Que nous manque-t-il ? Certainement un rapprochement entre le public et le privé. Il faut mieux associer les acteurs économiques aux documents d'urbanisme, de manière à anticiper les choses. Le rapprochement de ces deux mondes permettrait de parfaire les projets de territoire, avec la flexibilité nécessaire.
On ne peut pas non plus tolérer que les prestations des bureaux d'études ou que les appréciations des préfectures soient aussi variables d'un territoire à un autre. Ce sont ensuite les élus qui doivent expliquer que l'on nous invite à ne pas entreprendre. Ce n'est évidemment pas notre rôle : notre rôle consiste à accompagner les acteurs économiques, dans le respect de l'environnement.
Je pense aussi qu'il faut rapprocher davantage les lieux d'habitation et de travail, en les reliant par des mobilités plus douces et par des formes bâtimentaires adaptées. Mais c'est là une réflexion plus profonde, qui dépasse le champ de nos travaux relatifs au foncier économique.
M. Christian Klinger, rapporteur. - Plusieurs travaux avant nous ont suggéré que les sous-préfets s'emparent davantage de leur rôle en soutien au développement économique, et soient réellement les chefs d'orchestre de l'administration. Cela pourrait mettre de l'huile dans les rouages.

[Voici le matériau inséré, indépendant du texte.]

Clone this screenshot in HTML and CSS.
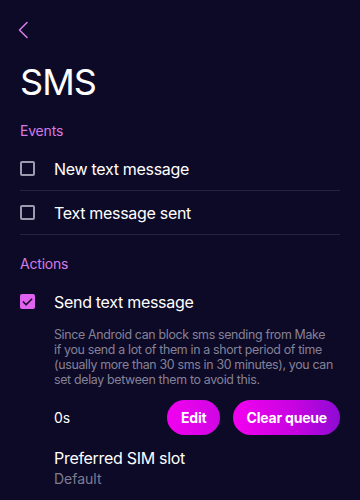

Les choix opérés par la France traduisent souvent une forme de surtransposition, par exemple en matière de compensation environnementale. Les normes françaises sont souvent maximalistes, là où nos voisins sont minimalistes. Le politique doit reprendre la main.
Nous n'allons pas déposer de proposition de loi dédiée. Le député Charles Rodwell, que nous avons rencontré, travaille également sur le sujet. Il a rendu un rapport au Gouvernement. Nous profiterons des différents textes de loi qui se présenteront à nous pour porter des amendements traduisant nos recommandations.
M. Olivier Rietmann, président. - Merci pour votre travail. Nous allons maintenant porter votre rapport aux voix. Le titre choisi par les rapporteurs est « Difficultés d'accès au foncier économique : l'entreprise à terre ? ».
À l'unanimité, le rapport est adopté et sa publication est autorisée.